Richard Jewell, as you may remember, was the Atlanta security guard working Centennial Park in Atlanta during the 1996 Olympic games. He spotted a backpack containing a pipe bomb and helped authorities clear the perimeter to minimize potential damage if detonated. When the bomb did explode, it injured dozens and killed two, but Jewell’s actions helped save hundreds of lives. Jewell quickly was deemed a hero, but as the FBI investigated the crime, they began to suspect him of being the actual bomber due to a checkered past filled with self-aggrandizement and a savior complex.

Sam Rockwell, Kathy Bates, and Paul Walter Hauser

Did Jewell create the bombing so he could save the populace and become a national celebrity? That’s what many Feds suspected, and a sensationalized press was all too willing to swallow it hook, line and sinker. Jewell went from hero to zero, all but nailed to the cross as the culprit, even though there was nothing forensic connecting him to the crime. These events are dramatized very skillfully in Eastwood’s film, making for a compelling drama that is often painful to watch, but never less than enthralling and profoundly moving.

Surprisingly, for as sympathetic a character as Jewell was in such awful circumstances, Eastwood’s film doesn’t paint a pristine portrait of him. Instead, the cagey filmmaker, along with Billy Ray’s detailed screenplay based upon a magazine article by journalist Marie Brenner, shows just how Jewell unwittingly set himself up to become suspect number one. He’s portrayed, in a stellar performance by Paul Walter Hauser, as a likable schlub, mild-mannered and courteous to a fault, yet one with strains of petulance and narcissism. Jewell fancied himself a cop but lost jobs with the force through his obstinance and illusions of grandeur. All of those unlikeable traits are showcased in the movie, as well as Jewell’s difficulty in giving the same straight answer twice to any question.

The film also does an even-handed job of presenting those around Jewell. His mother Bobi (Kathy Bates) stands by her son but knows that he can be a real doofus. Jewell’s lawyer Watson Bryant (Sam Rockwell) both believes in Jewell’s innocence and is repelled by his client’s inability to keep his mouth shut and act like a mature adult as the case builds against him. Both Bates and Rockwell equal the superb work done by Hauser, delivering some of the best screen-acting of the year.

Jon Hamm

Eastwood doesn’t overdo the editing or cinematography here either, keeping things calm and measured. In fact, the camerawork by Yves Belanger gazes at the players and events with disciplined objectivity, never cocking an angle or distorting a lens to become editorial. However, as the film goes on, Eastwood himself betrays his better instincts by letting overt bias and immaturity cloud his storytelling.

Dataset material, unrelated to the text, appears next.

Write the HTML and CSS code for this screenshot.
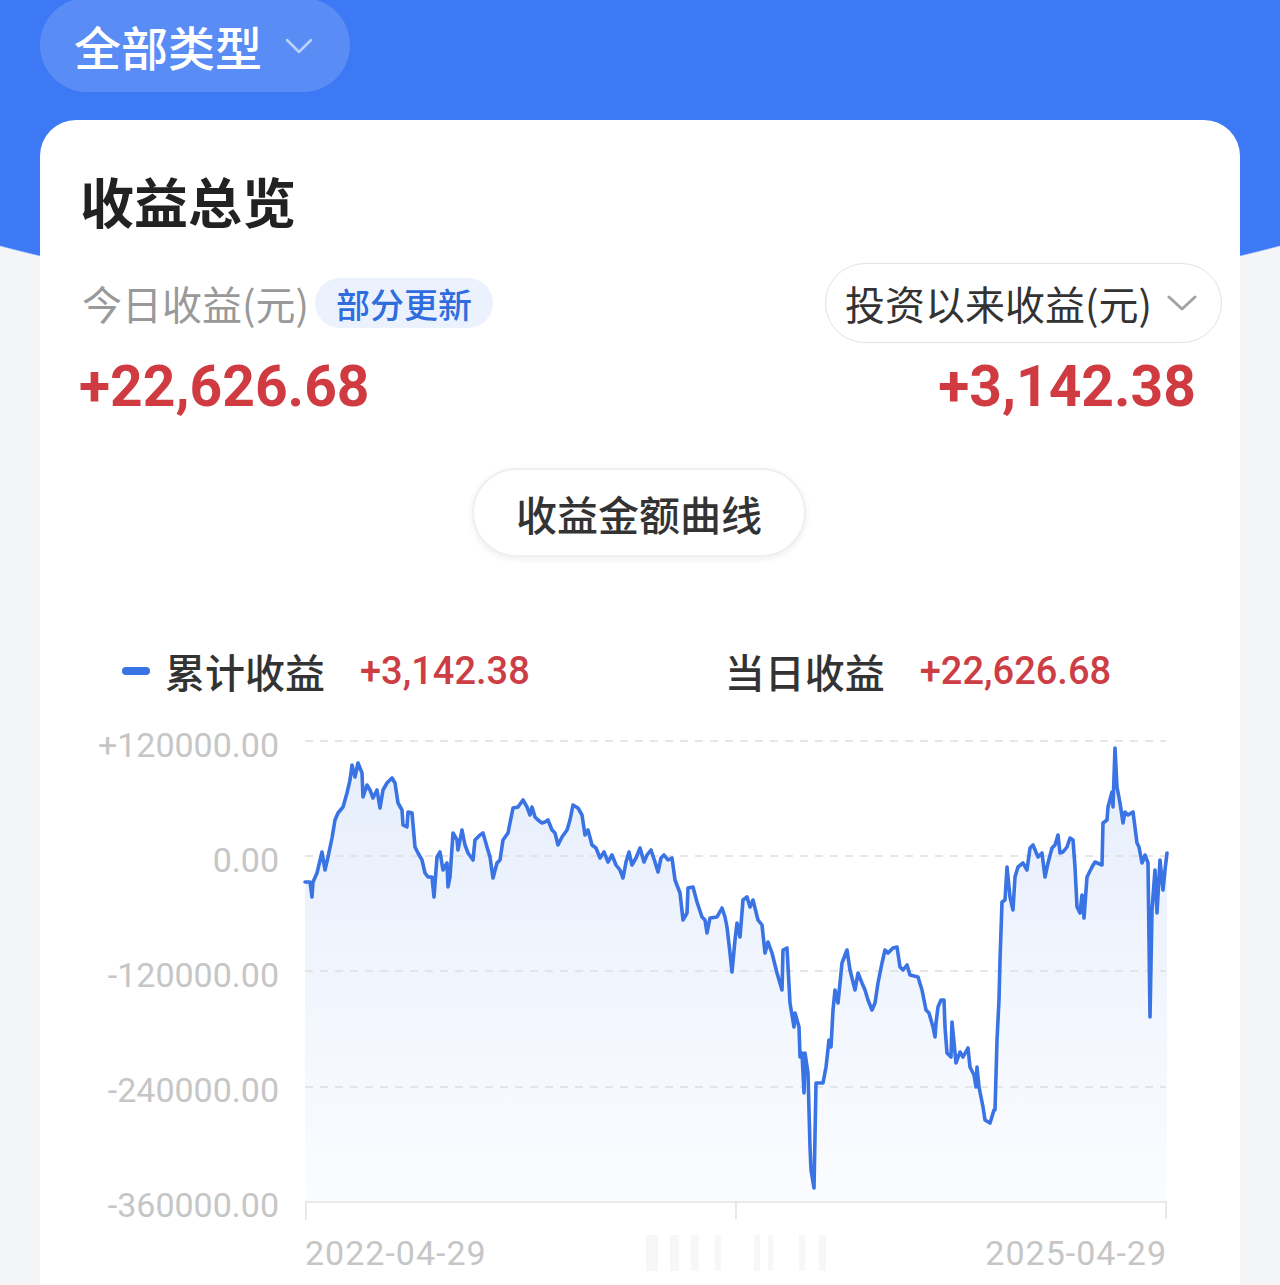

One of the more obvious gestures is an anti-government bumper sticker placed in the corner of a poster on Bryant’s wall. Eastwood clearly wants the audience to read the literal words that ‘the government is a greater threat than terrorists.’ The director instructs his extras playing the Feds to raid Jewell’s apartment like soulless, voiceless automatons trampling all over the premises. And he caricatures the press by presenting them as little more than a horde of buzzing gnats constantly plaguing the Jewells after Richard becomes a suspect.

Worse yet, Eastwood directs two fine actors to give broad performances that don’t jibe with the nuanced work of their costars. Jon Hamm, who did sly and subtle work portraying Don Draper for years on Mad Men, is asked here to play FBI man Tom Shaw as a blustering, buffoonish villain. Eastwood does even worse by Olivia Wilde. He’s directed her to play reporter Kathy Scruggs, the Atlanta Journal-Constitution reporter who broke the story, as nothing less than a loud, obnoxious, and potty-mouthed floozie.

Olivia Wilde

Ray’s script even has her sleep with Shaw to get the scoop on Jewell even though there is no factual evidence to back up such a claim. (Shaw is a composite character, for starters.) Scruggs died from a drug overdose in 2001 at just 42 years of age and isn’t able to defend herself against such defamation. That’s one of the reasons that the AJC is considering a suit against Eastwood and Warner Bros., the studio distributing the film. It’s not the kind of press this needs as the holiday release opens nationwide.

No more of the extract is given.